У входа в аэровокзал меня окликнул на русском языке мужик в форме "Аэрофлота":
--
Прикройтесь чем-нибудь. Некрасиво входить в здание с голым брюхом.
Тут я впервые оглядел себя: босиком, вся одежда изорвана и торчит испачканный живот. Но меня словно прорвало:
--
Вы бы, сволочи, самолёты неисправные не выпускали на линию, а не замечания нам делали за внешний вид!
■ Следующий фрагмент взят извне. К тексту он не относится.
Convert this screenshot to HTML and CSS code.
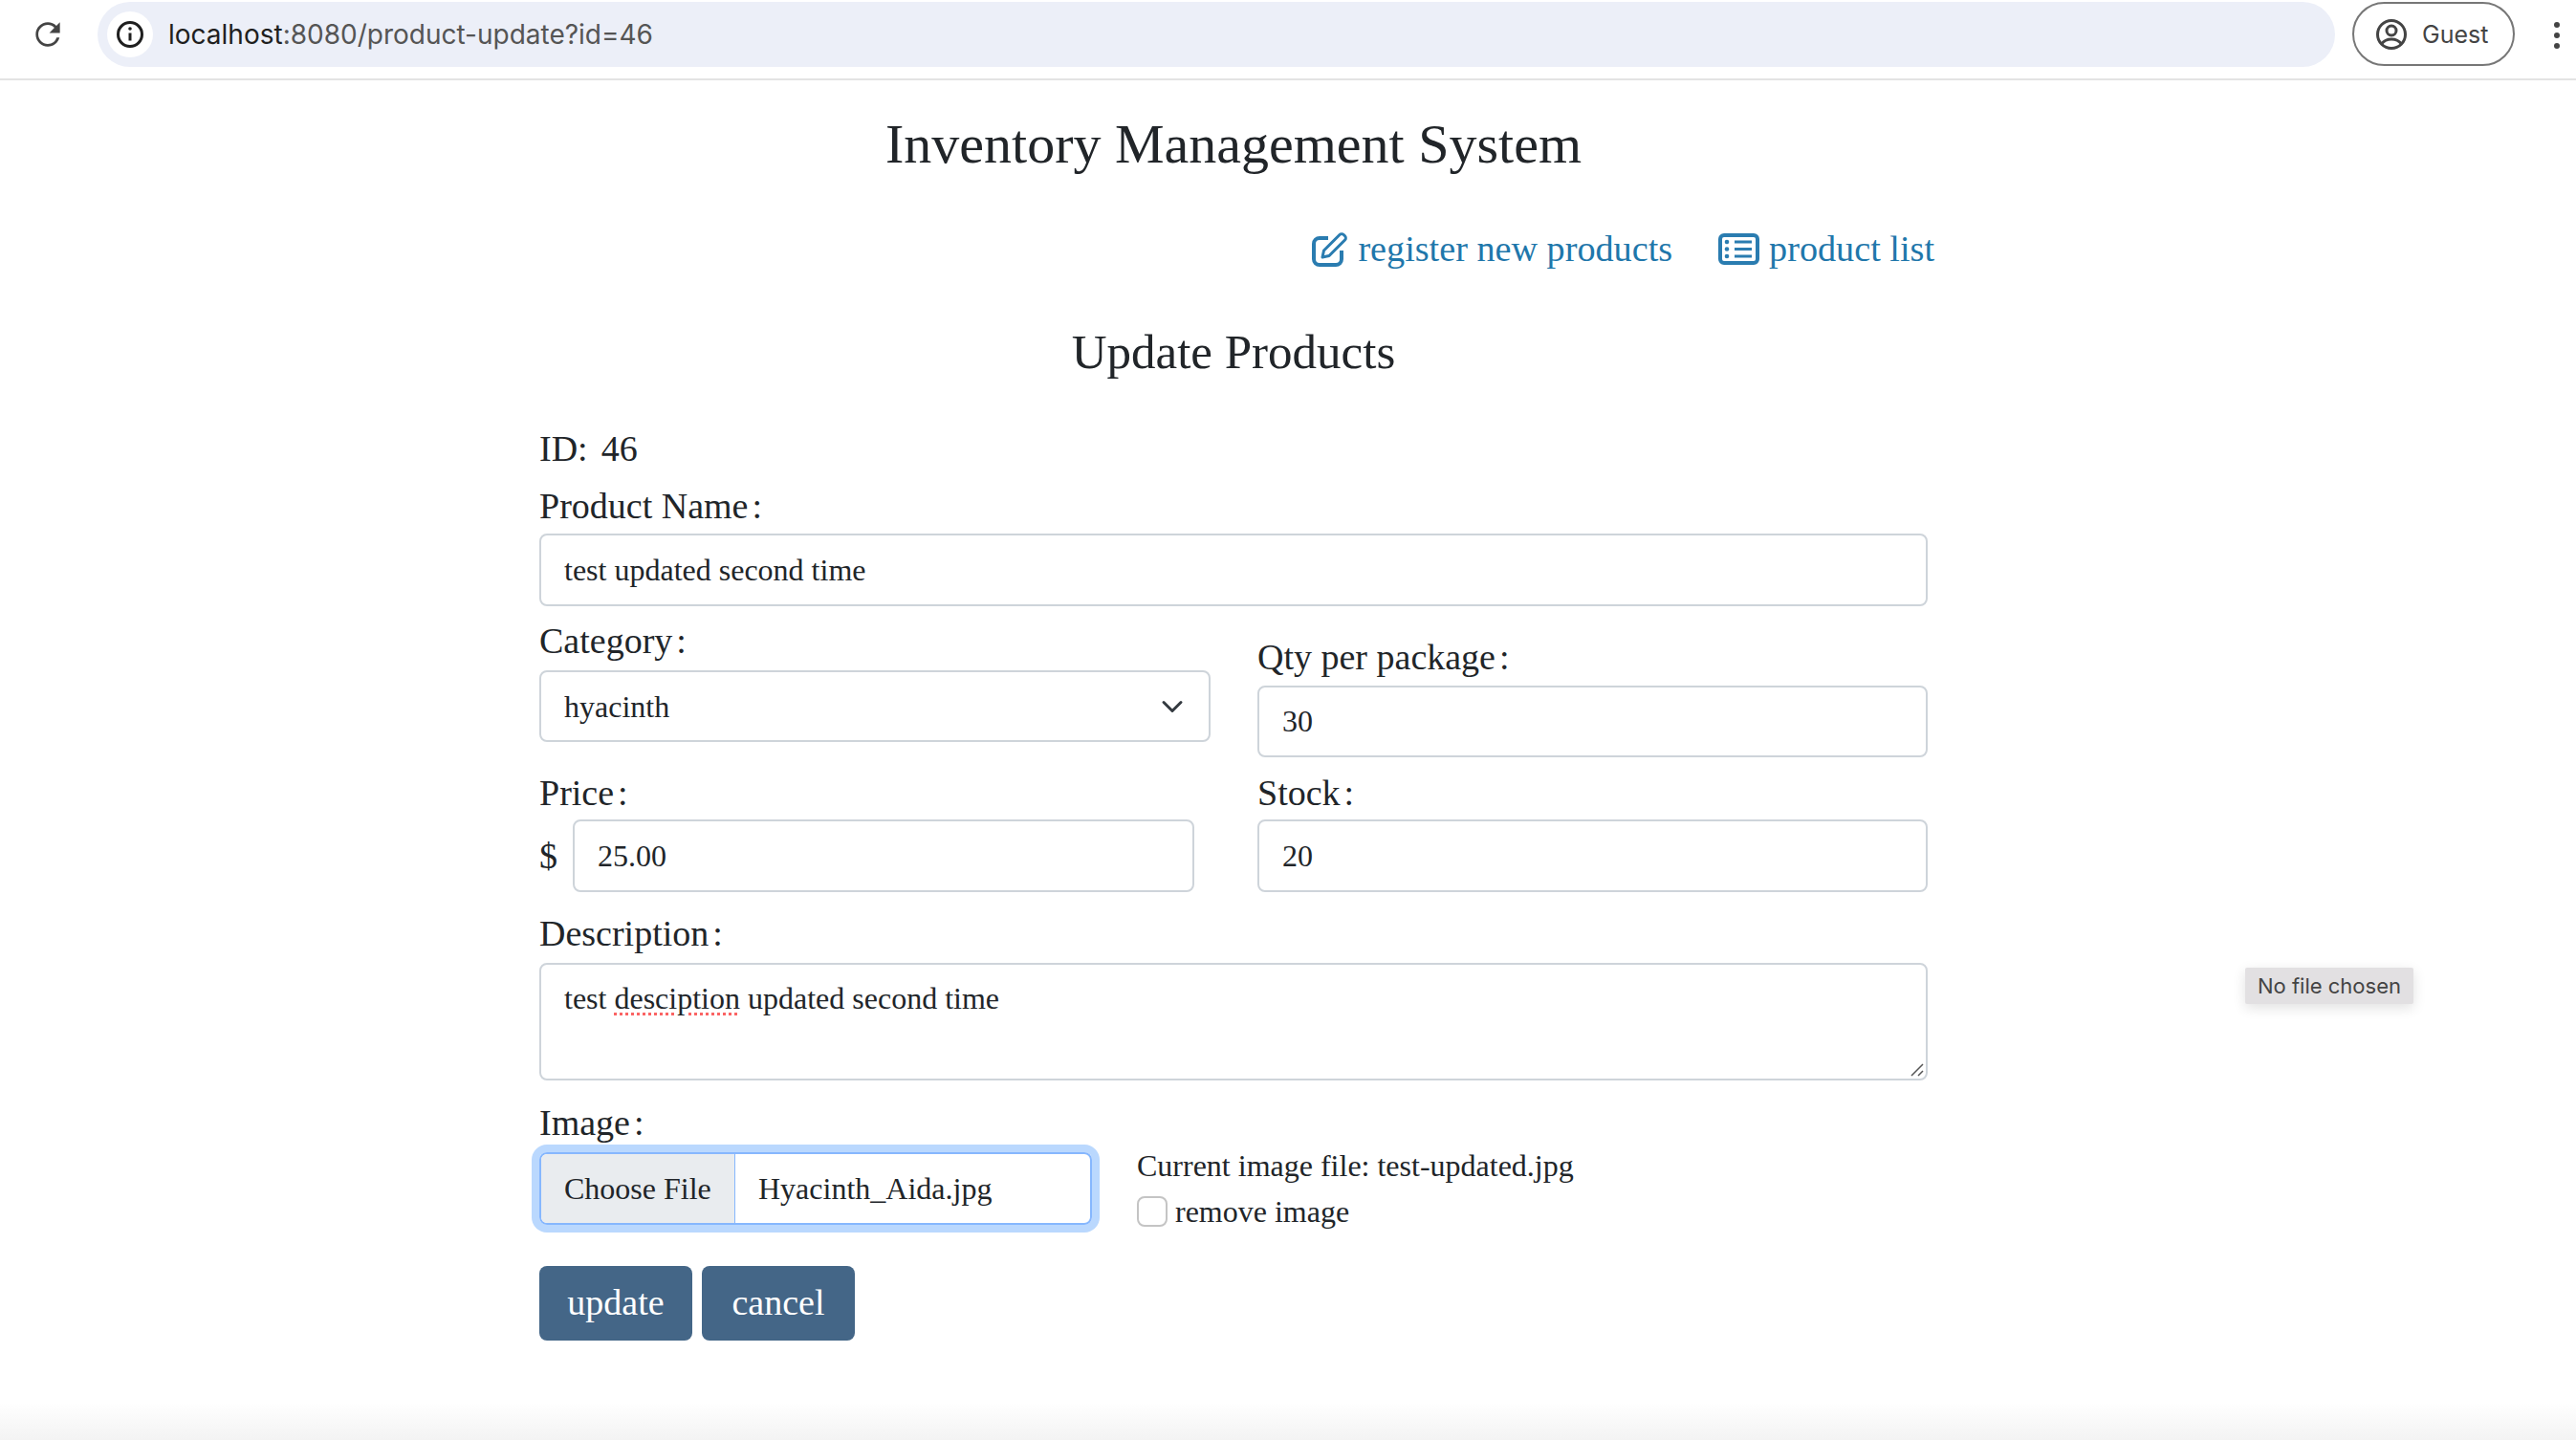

У меня все документы и одежда, обувь остались там, а ты меня ещё в чём-то упрекаешь! - и таким отборным матом покрыл, каким раньше никогда в жизни не ругался.
Три дня нас продержали в госпитале, хотя мы оба чувствовали себя вполне нормально. Приходил посол СССР в Люксембурге, выслушал каждого из нас, поговорил минут двадцать, пообещал помощь. От него мы узнали, что в самолёте наших было всего четыре человека. Должны были лететь семьдесят спортсменов, но они опоздали и места остались свободными. Погибло шестнадцать человек - не успели выскочить из самолёта до взрыва. Да ещё повредил позвоночник командир самолёта, который выпрыгнул через выбитое окно кабины и неудачно упал спиной на какой-то пенёк. Кроме нас летели две русские женщины - научные работники на какой то симпозиум в Канаду. Они тоже не пострадали, если не считать того, что, пробегая между креслами к выходу, они обе упали и по ним пробежали ногами несколько человек.
Перед выпиской из госпиталя нам привезли по хорошей осенней куртке с капюшонами, так как была дождливая прохладная погода, из посольства привезли временные удостоверения личности и отправили самолётом в Москву. В "Шереметьево-2" нас встретили работники нашего министерства, поселили в гостиницу. За два дня сделали нам новые документы, выдали денег для приобретения одежды, обуви и снова отправили самолётом в Лиму. Домой в Калининград не отпустили даже на пару дней.
Хорошо, что мы не успели сесть на те места, которые вырвало вместе с шасси, когда самолёт сошёл с бетонки на мягкий грунт. Два негра, опередившие нас, - им не повезло.